What you should do
Begin with the first line and repeat exactly through the line containing "const [quantity, setQuantity]"; leave every image out.
== Data excerpt ==
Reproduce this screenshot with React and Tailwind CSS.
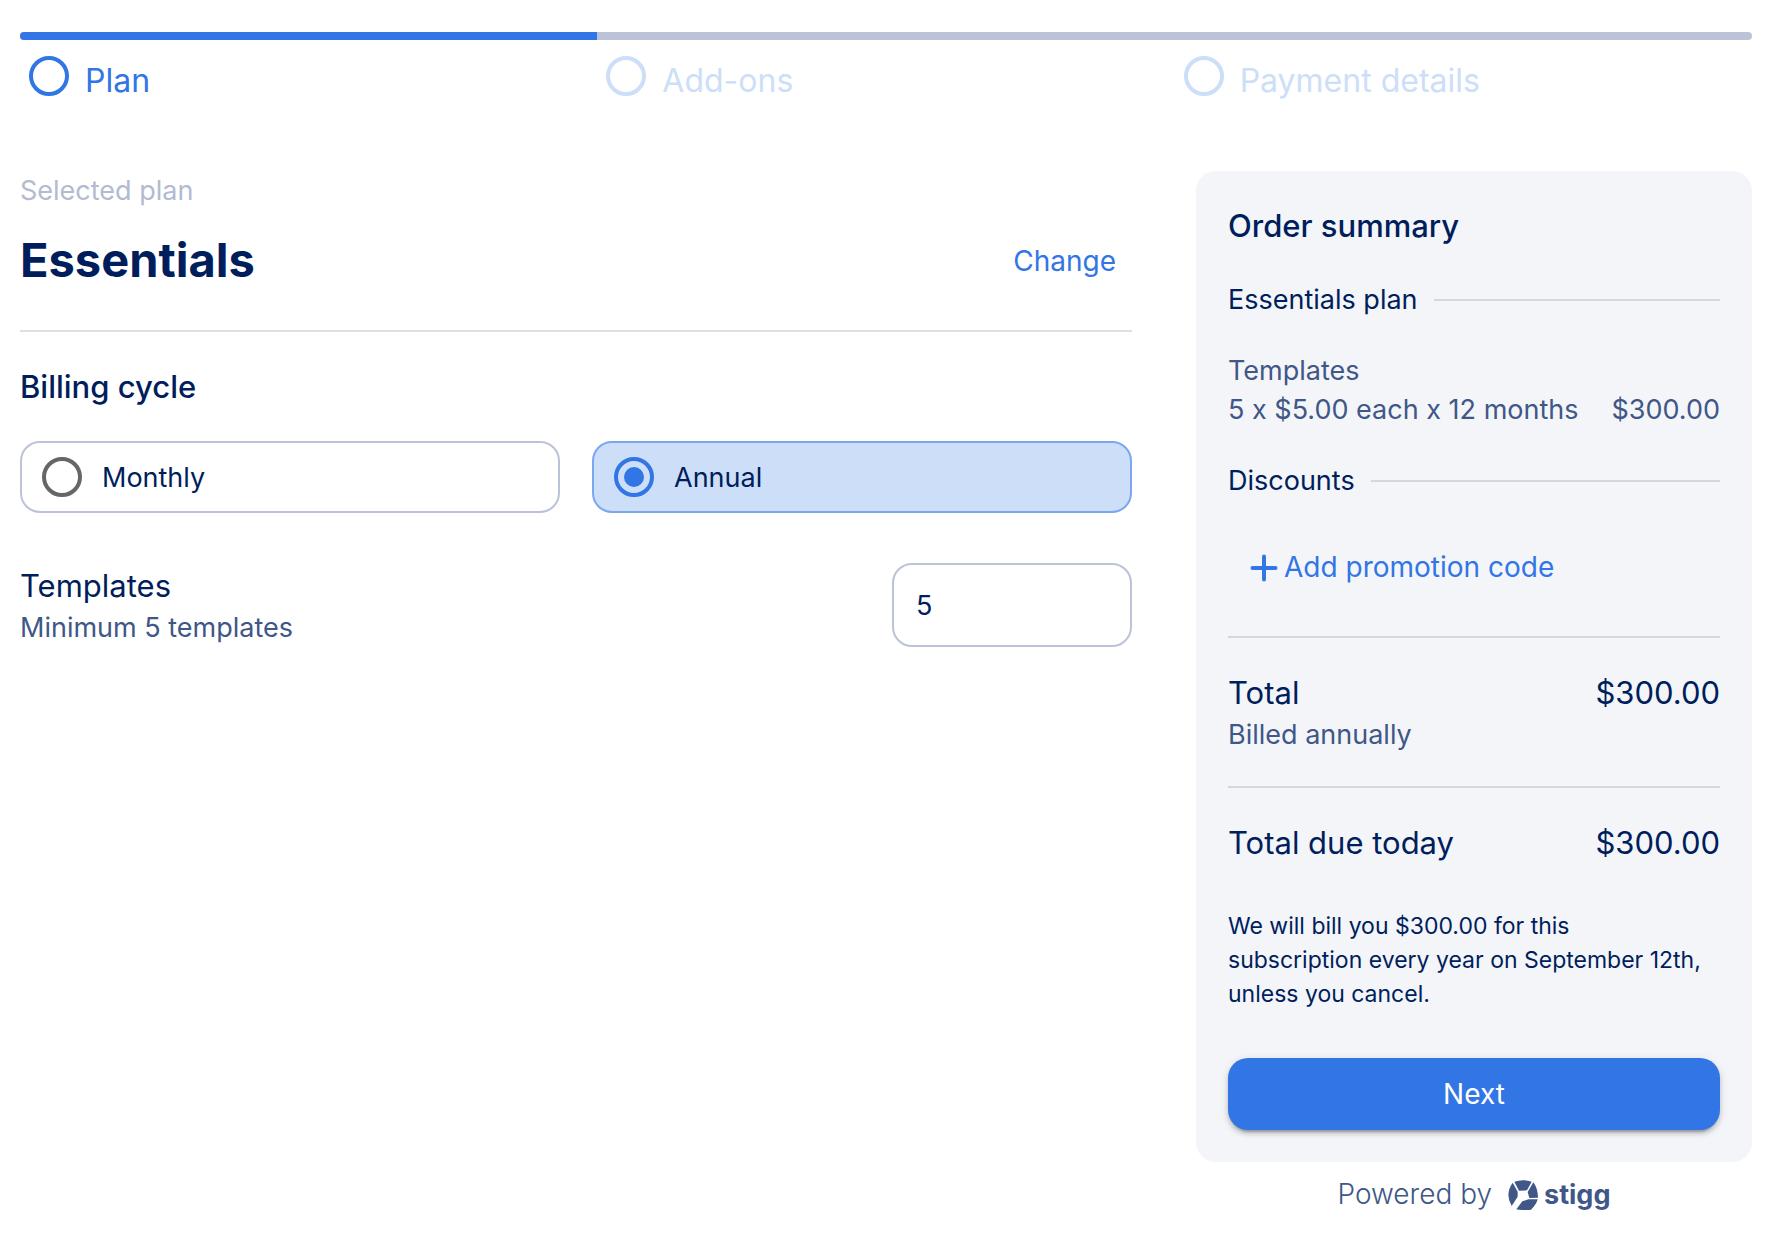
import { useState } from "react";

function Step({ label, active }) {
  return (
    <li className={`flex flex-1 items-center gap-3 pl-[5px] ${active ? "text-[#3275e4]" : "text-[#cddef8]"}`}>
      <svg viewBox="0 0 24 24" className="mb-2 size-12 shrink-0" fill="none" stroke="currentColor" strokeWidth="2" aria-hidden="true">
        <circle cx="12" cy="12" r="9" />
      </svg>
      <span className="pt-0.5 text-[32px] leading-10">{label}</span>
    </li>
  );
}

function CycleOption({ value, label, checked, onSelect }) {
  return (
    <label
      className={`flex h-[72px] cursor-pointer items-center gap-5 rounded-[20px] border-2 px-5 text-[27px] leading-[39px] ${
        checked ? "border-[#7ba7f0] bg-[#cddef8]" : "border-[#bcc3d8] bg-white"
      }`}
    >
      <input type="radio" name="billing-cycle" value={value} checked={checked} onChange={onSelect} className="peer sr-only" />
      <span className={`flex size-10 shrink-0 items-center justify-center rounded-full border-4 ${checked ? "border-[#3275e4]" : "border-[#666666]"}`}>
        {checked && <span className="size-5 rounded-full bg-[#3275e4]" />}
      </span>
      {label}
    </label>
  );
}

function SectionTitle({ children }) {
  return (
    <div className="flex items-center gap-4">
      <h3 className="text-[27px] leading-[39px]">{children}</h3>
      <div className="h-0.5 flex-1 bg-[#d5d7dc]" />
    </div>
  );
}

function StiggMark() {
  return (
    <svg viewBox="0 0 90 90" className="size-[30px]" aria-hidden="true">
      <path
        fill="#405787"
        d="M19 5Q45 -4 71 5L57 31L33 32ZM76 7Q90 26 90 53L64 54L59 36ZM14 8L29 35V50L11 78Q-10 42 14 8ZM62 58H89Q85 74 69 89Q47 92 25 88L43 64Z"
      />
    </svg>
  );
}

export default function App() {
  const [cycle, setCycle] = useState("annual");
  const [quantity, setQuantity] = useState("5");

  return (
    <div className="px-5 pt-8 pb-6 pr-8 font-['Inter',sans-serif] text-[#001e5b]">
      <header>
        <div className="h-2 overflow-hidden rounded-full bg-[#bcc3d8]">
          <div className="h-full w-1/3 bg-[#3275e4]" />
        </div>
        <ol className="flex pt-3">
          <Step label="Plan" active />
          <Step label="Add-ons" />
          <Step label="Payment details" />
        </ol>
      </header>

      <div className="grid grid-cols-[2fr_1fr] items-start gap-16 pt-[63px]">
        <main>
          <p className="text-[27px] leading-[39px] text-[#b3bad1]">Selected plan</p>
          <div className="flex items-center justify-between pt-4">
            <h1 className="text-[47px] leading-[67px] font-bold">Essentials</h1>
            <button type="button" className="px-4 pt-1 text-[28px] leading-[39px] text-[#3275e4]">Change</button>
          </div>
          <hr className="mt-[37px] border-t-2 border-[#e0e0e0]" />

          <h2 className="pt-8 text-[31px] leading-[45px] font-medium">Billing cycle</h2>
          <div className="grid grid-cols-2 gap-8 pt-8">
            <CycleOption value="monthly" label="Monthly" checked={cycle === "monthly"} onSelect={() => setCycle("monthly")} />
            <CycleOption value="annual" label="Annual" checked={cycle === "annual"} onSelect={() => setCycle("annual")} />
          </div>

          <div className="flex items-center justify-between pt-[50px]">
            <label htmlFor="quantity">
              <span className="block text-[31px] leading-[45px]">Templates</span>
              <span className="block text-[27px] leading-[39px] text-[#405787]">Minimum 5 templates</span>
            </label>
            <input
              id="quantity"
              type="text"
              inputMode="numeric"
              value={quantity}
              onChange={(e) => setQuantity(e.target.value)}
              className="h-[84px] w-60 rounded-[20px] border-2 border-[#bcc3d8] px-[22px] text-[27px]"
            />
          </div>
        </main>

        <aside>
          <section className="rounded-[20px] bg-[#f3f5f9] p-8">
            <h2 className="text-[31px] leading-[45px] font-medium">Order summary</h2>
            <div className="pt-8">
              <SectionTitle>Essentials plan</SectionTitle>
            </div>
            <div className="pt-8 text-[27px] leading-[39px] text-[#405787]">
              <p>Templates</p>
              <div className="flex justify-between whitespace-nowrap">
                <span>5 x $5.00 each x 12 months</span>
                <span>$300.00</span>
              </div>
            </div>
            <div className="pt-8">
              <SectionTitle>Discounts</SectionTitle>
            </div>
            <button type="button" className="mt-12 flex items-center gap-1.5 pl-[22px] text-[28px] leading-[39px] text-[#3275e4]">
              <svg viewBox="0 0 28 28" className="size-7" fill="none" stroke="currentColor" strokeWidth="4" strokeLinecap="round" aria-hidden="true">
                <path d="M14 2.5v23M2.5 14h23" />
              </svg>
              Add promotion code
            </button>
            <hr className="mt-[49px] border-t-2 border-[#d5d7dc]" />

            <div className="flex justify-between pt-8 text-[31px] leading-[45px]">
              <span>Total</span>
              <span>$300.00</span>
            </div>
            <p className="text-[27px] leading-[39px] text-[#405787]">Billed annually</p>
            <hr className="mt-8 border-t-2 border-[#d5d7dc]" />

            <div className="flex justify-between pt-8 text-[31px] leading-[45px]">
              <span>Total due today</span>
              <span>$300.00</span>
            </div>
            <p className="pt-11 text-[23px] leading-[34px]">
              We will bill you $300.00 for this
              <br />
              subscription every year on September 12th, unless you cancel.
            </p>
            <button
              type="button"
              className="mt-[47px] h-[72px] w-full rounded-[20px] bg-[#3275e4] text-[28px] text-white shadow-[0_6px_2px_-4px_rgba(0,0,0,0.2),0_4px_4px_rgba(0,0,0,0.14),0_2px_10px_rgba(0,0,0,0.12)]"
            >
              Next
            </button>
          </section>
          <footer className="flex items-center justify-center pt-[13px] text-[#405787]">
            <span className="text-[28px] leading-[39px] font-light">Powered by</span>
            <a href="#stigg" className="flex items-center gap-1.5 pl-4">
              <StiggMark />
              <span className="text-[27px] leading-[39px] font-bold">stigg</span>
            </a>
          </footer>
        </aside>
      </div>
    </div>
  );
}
===
Solution
Reproduce this screenshot with React and Tailwind CSS.
import { useState } from "react";

function Step({ label, active }) {
  return (
    <li className={`flex flex-1 items-center gap-3 pl-[5px] ${active ? "text-[#3275e4]" : "text-[#cddef8]"}`}>
      <svg viewBox="0 0 24 24" className="mb-2 size-12 shrink-0" fill="none" stroke="currentColor" strokeWidth="2" aria-hidden="true">
        <circle cx="12" cy="12" r="9" />
      </svg>
      <span className="pt-0.5 text-[32px] leading-10">{label}</span>
    </li>
  );
}

function CycleOption({ value, label, checked, onSelect }) {
  return (
    <label
      className={`flex h-[72px] cursor-pointer items-center gap-5 rounded-[20px] border-2 px-5 text-[27px] leading-[39px] ${
        checked ? "border-[#7ba7f0] bg-[#cddef8]" : "border-[#bcc3d8] bg-white"
      }`}
    >
      <input type="radio" name="billing-cycle" value={value} checked={checked} onChange={onSelect} className="peer sr-only" />
      <span className={`flex size-10 shrink-0 items-center justify-center rounded-full border-4 ${checked ? "border-[#3275e4]" : "border-[#666666]"}`}>
        {checked && <span className="size-5 rounded-full bg-[#3275e4]" />}
      </span>
      {label}
    </label>
  );
}

function SectionTitle({ children }) {
  return (
    <div className="flex items-center gap-4">
      <h3 className="text-[27px] leading-[39px]">{children}</h3>
      <div className="h-0.5 flex-1 bg-[#d5d7dc]" />
    </div>
  );
}

function StiggMark() {
  return (
    <svg viewBox="0 0 90 90" className="size-[30px]" aria-hidden="true">
      <path
        fill="#405787"
        d="M19 5Q45 -4 71 5L57 31L33 32ZM76 7Q90 26 90 53L64 54L59 36ZM14 8L29 35V50L11 78Q-10 42 14 8ZM62 58H89Q85 74 69 89Q47 92 25 88L43 64Z"
      />
    </svg>
  );
}

export default function App() {
  const [cycle, setCycle] = useState("annual");
  const [quantity, setQuantity] = useState("5");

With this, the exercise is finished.